I was somewhat excited about an upcoming trip to Boston. Then I started researching hotel prices.

Check this out:

1 night in a generic hotel in Boston = $210

Now contrast that to these (bear in mind that I generally travel just slightly off the peak seasons, but not much):

1 night in a British Bristol freighter airplane turned into a hotel in New Zealand: $160 Nz, roughly $85 US

1 night in a two-room suite with kitchenette in Queenstown, NZ: $150 NZ

1 night at La Mansion, a spectacular hotel in the jungles near Manuel San Antonio, Costa Rica: $150-$350 US (FYI, this place is super-deluxe. Ex-presidents stay here. It is not a (long string of expletives deleted) Best Western or Holiday Inn.

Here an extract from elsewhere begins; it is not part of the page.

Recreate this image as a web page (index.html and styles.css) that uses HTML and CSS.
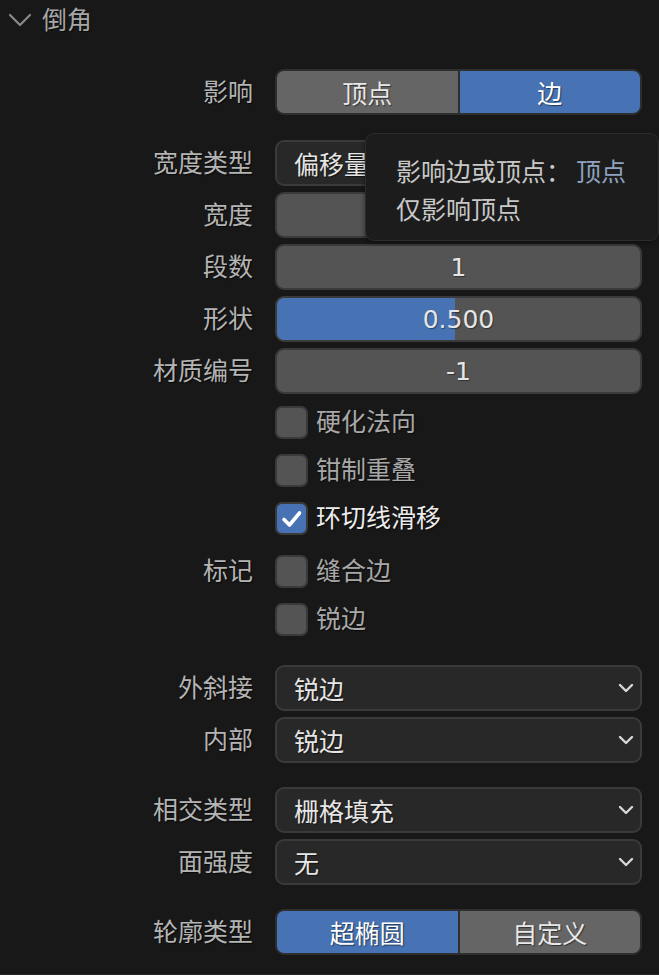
FILE: index.html
```html
<!DOCTYPE html>
<html lang="zh">
<head>
<meta charset="utf-8">
<link rel="stylesheet" href="styles.css">
</head>
<body>
<div class="panel">
  <div class="header">
    <svg class="hchev" width="24" height="14" viewBox="0 0 24 14"><path d="M2 2 L12 12 L22 2" fill="none" stroke="#8a8a8a" stroke-width="2.2" stroke-linecap="round" stroke-linejoin="round"/></svg>
    <span class="htitle">倒角</span>
  </div>

  <div class="group g1">
    <div class="row">
      <div class="label">影响</div>
      <div class="seg">
        <div class="seg-item">顶点</div>
        <div class="seg-item active">边</div>
      </div>
    </div>
  </div>

  <div class="group g2">
    <div class="row">
      <div class="label">宽度类型</div>
      <div class="dropdown"><span>偏移量</span><svg class="dchev" width="16" height="10" viewBox="0 0 16 10"><path d="M2 2 L8 8 L14 2" fill="none" stroke="#d8d8d8" stroke-width="2.4" stroke-linecap="round" stroke-linejoin="round"/></svg></div>
    </div>
    <div class="row">
      <div class="label">宽度</div>
      <div class="field"></div>
    </div>
    <div class="row">
      <div class="label">段数</div>
      <div class="field">1</div>
    </div>
    <div class="row">
      <div class="label">形状</div>
      <div class="field slider"><div class="fill" style="width:49%"></div><span class="val">0.500</span></div>
    </div>
    <div class="row">
      <div class="label">材质编号</div>
      <div class="field">-1</div>
    </div>
  </div>

  <div class="group g3">
    <div class="crow"><div class="label"></div><div class="check"><span class="box"></span><span class="ctext">硬化法向</span></div></div>
    <div class="crow"><div class="label"></div><div class="check"><span class="box"></span><span class="ctext">钳制重叠</span></div></div>
    <div class="crow"><div class="label"></div><div class="check on"><span class="box"><svg width="33" height="33" viewBox="0 0 33 33"><path d="M9 17.5 L14.5 23 L24.5 11" fill="none" stroke="#ffffff" stroke-width="3.6" stroke-linecap="round" stroke-linejoin="round"/></svg></span><span class="ctext">环切线滑移</span></div></div>
  </div>

  <div class="group g4">
    <div class="crow"><div class="label">标记</div><div class="check"><span class="box"></span><span class="ctext">缝合边</span></div></div>
    <div class="crow"><div class="label"></div><div class="check"><span class="box"></span><span class="ctext">锐边</span></div></div>
  </div>

  <div class="group g5">
    <div class="row">
      <div class="label">外斜接</div>
      <div class="dropdown"><span>锐边</span><svg class="dchev" width="16" height="10" viewBox="0 0 16 10"><path d="M2 2 L8 8 L14 2" fill="none" stroke="#d8d8d8" stroke-width="2.4" stroke-linecap="round" stroke-linejoin="round"/></svg></div>
    </div>
    <div class="row">
      <div class="label">内部</div>
      <div class="dropdown"><span>锐边</span><svg class="dchev" width="16" height="10" viewBox="0 0 16 10"><path d="M2 2 L8 8 L14 2" fill="none" stroke="#d8d8d8" stroke-width="2.4" stroke-linecap="round" stroke-linejoin="round"/></svg></div>
    </div>
  </div>

  <div class="group g6">
    <div class="row">
      <div class="label">相交类型</div>
      <div class="dropdown"><span>栅格填充</span><svg class="dchev" width="16" height="10" viewBox="0 0 16 10"><path d="M2 2 L8 8 L14 2" fill="none" stroke="#d8d8d8" stroke-width="2.4" stroke-linecap="round" stroke-linejoin="round"/></svg></div>
    </div>
    <div class="row">
      <div class="label">面强度</div>
      <div class="dropdown"><span>无</span><svg class="dchev" width="16" height="10" viewBox="0 0 16 10"><path d="M2 2 L8 8 L14 2" fill="none" stroke="#d8d8d8" stroke-width="2.4" stroke-linecap="round" stroke-linejoin="round"/></svg></div>
    </div>
  </div>

  <div class="group g7">
    <div class="row">
      <div class="label">轮廓类型</div>
      <div class="seg">
        <div class="seg-item active">超椭圆</div>
        <div class="seg-item">自定义</div>
      </div>
    </div>
  </div>

  <div class="tooltip">
    <div class="tline">影响边或顶点：<span class="tval">顶点</span></div>
    <div class="tline">仅影响顶点</div>
  </div>
</div>
</body>
</html>
```

FILE: styles.css
```css
* { box-sizing: border-box; }
html, body {
  margin: 0;
  padding: 0;
  background: #181818;
}
body {
  width: 659px;
  height: 975px;
  overflow: hidden;
  font-family: "DejaVu Sans", "Noto Sans CJK SC", sans-serif;
  font-size: 25px;
  color: #e6e6e6;
}
.panel {
  position: relative;
  height: 975px;
  border-bottom: 1px solid #262626;
}
.header {
  height: 40px;
  display: flex;
  align-items: center;
  padding-left: 8px;
  gap: 10px;
}
.hchev { display: block; }
.htitle {
  color: #a6a6a6;
  font-size: 25px;
  line-height: 1;
  text-shadow: 1px 1px 1px rgba(0,0,0,0.6);
}
.group { display: flex; flex-direction: column; gap: 6px; }
.g1 { margin-top: 29px; }
.g2 { margin-top: 25px; }
.g3 { margin-top: 4px; gap: 0; }
.g4 { margin-top: 5px; gap: 0; }
.g5 { margin-top: 22px; }
.g6 { margin-top: 24px; }
.g7 { margin-top: 24px; }

.row, .crow {
  display: grid;
  grid-template-columns: 253px 367px;
  column-gap: 22px;
  align-items: center;
}
.row { height: 46px; }
.crow { height: 48px; }
.label {
  text-align: right;
  color: #b4b4b4;
  line-height: 1;
  text-shadow: 1px 1px 1px rgba(0,0,0,0.7);
}
.seg {
  height: 46px;
  display: grid;
  grid-template-columns: 1fr 1fr;
  border: 2px solid #2e2e2e;
  border-radius: 9px;
  overflow: hidden;
  background: #2e2e2e;
  column-gap: 2px;
}
.seg-item {
  display: flex;
  align-items: center;
  justify-content: center;
  background: #656565;
  color: #e8e8e8;
  text-shadow: 1px 1px 1px rgba(0,0,0,0.5);
}
.seg-item.active { background: #4772b3; color: #ffffff; }

.field {
  height: 46px;
  background: #545454;
  border: 2px solid #3a3a3a;
  border-radius: 9px;
  display: flex;
  align-items: center;
  justify-content: center;
  color: #e6e6e6;
  text-shadow: 1px 1px 1px rgba(0,0,0,0.4);
  position: relative;
  overflow: hidden;
}
.slider .fill {
  position: absolute;
  left: 0; top: 0; bottom: 0;
  background: #4772b3;
}
.slider .val { position: relative; }

.dropdown {
  height: 46px;
  background: #282828;
  border: 2px solid #3a3a3a;
  border-radius: 9px;
  display: flex;
  align-items: center;
  justify-content: space-between;
  padding: 0 6px 0 17px;
  color: #e6e6e6;
  text-shadow: 1px 1px 1px rgba(0,0,0,0.5);
}
.dchev { display: block; }

.check {
  display: flex;
  align-items: center;
  gap: 8px;
}
.box {
  width: 33px;
  height: 33px;
  border-radius: 7px;
  background: #545454;
  border: 2px solid #3a3a3a;
  display: flex;
  align-items: center;
  justify-content: center;
  flex: none;
}
.box svg { display: block; margin: -2px; }
.ctext {
  color: #a8a8a8;
  line-height: 1;
  text-shadow: 1px 1px 1px rgba(0,0,0,0.6);
}
.check.on .box { background: #4772b3; }
.check.on .ctext { color: #ececec; }

.tooltip {
  position: absolute;
  left: 365px;
  top: 133px;
  width: 294px;
  height: 108px;
  background: #1c1c1c;
  border: 1px solid #2c2c2c;
  border-radius: 9px;
  padding: 20px 0 0 30px;
  box-shadow: -1px 2px 4px rgba(0,0,0,0.35);
}
.tline {
  color: #c8c8c8;
  font-size: 25px;
  line-height: 38px;
  white-space: nowrap;
}
.tval { color: #8fa2bf; margin-left: 5px; }
```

1 night in a slick backpacker’s lodge in Tongariro National Park, NZ: $40 NZ (call it $25 US)

1 night in a super-awesome eco-lodge in the rain forest of Belize: $85-$105

1 night in a sleek, modern, convenient hotel steps from downtown Cairns, Australia: $115 AU (call that about $85 US).

Seriously, are American hotels trying to price themselves out of consideration? If so, they’re doing a grade-A job of it. Factor in the fact that, to reach most foreign destination, I have to fly a foreign airline with better service and that I LOVE long flights, and you can see that American hotels will get my dollars only when family obligations require travel within this country’s borders.

If you’re a traveler, vote with your wallet. Take your dollars off-shore. Maybe that will get the message through.

One thought on “American Hotels are a Rip-Off

  1. Nick Bensema

    They say Japan’s expensive, but I found a place to stay for under $60/night in 2003. The room was tiny, but had its own tiny bathroom and shower, and tiny TV, and a bed big enough that I could have shared it. And I mentioned I had trouble with sunlight, and they asked me if the curtains were too shear (they thought of the English word for shear before I did), and when I came back that evening, they’d taped newspapers over the window. No free “breakfast” and coin-operated laundry machine was present.

    It’s still 6000 Yen, but the exchange rate is less favorable now — $1 was ¥109 in 2003, it’s ¥93 now.